Um ein Abkommen für eine Waffenruhe im Gazastreifen ging es am Dienstag auch bei einem Treffen zwischen Bundeskanzler Olaf Scholz (SPD) und dem Emir von Katar, Scheich Tamim bin Hamad al-Thani, im brandenburgischen Meseberg.
Scholz habe dem Emir für die Vermittlungsbemühungen Katars um ein Abkommen zur Geiselfreilassung und einen Waffenstillstand im Gazastreifen gedankt, erklärte Regierungssprecher Steffen Hebestreit. Zudem habe der Kanzler seine Hoffnung ausgedrückt, "dass der Tod des Hamas-Anführers Sinwar die Chancen für eine entsprechende Vereinbarung eröffnet".
Unterdessen setzte Israel seine Luftangriffe auf Ziele im Libanon fort, auch die Hisbollah-Miliz meldete Angriffe in Israel.
In der Nähe eines Krankenhauses in einem dichtbesiedelten Viertel von Beirut wurden bei einem israelischen Angriff laut dem libanesischen Gesundheitsministerium 18 Menschen getötet, darunter vier Kinder. Weitere 60 Menschen seien bei dem Angriff verletzt worden. UN-Menschenrechtskommissar Volker Türk äußerte sich entsetzt über den Angriff und forderte eine "schnelle und gründliche Untersuchung".
Die Hisbollah-Miliz griff ihrerseits eigenen Angaben zufolge einen israelischen Militärstützpunkt südlich der Küstenstadt Haifa mit Drohnen an. Sie gab zudem bekannt, an der israelisch-libanesischen Grenze sieben israelische Panzer zerstört zu haben.
Die Hisbollah reklamierte auch den Drohnenangriff vom Samstag auf das Wohnhaus Netanjahus in der Stadt Caesarea für sich. Die Miliz erklärte ihre "volle, vollständige und ausschließliche Verantwortung" für diesen Angriffe. Netanjahu hatte die mit dem Iran verbündete Hisbollah bereits zuvor für den Angriff verantwortlich gemacht und von eine, Attentatsversuch gesprochen.
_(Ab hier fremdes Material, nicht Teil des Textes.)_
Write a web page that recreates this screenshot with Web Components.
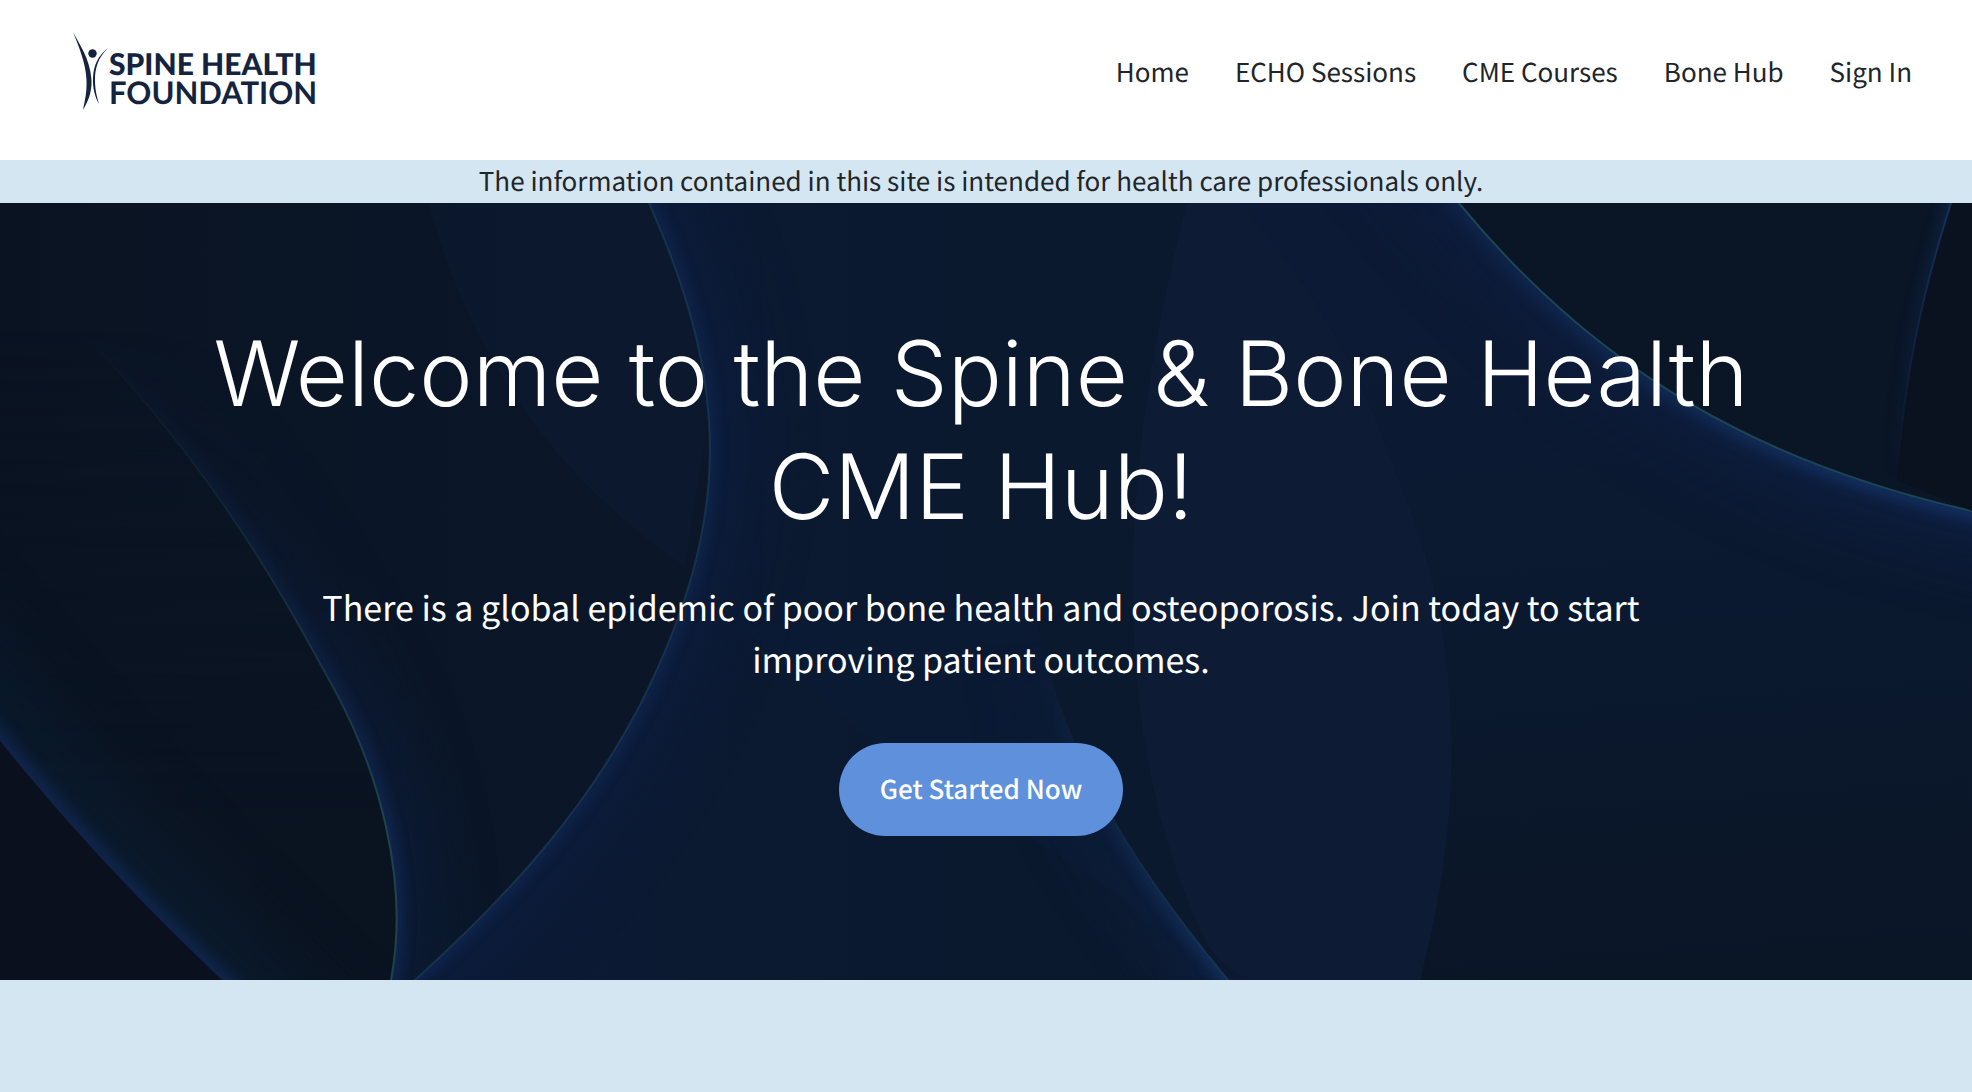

Unmittelbar nach dem Beginn des Gaza-Kriegs vor mehr als einem Jahr hatte die Hisbollah im Libanon mit permanenten Raketenangriffen auf den Norden Israels eine zweite Front gegen Israel eröffnet. Als Reaktion beschoss Israel Ziele im Nachbarland. Seit einigen Wochen hat die israelische Armee ihre Luftangriffe im deutlich verstärkt und zudem vor rund drei Wochen auch Bodeneinsätze gegen Hisbollah-Stellungen im Südlibanon begonnen.
Laut einer Zählung der Nachrichtenagentur AFP auf der Grundlage von Angaben des libanesischen Gesundheitsministeriums wurden seit dem 23. September mindestens 1552 Menschen bei den Angriffen im Libanon getötet.
Zuletzt hatte Israel seine Angriffe auf die Finanzstruktur der vom Iran unterstützten Hisbollah ausgeweitet und nach eigenen Angaben binnen 24 Stunden rund 300 Ziele der Miliz angegriffen.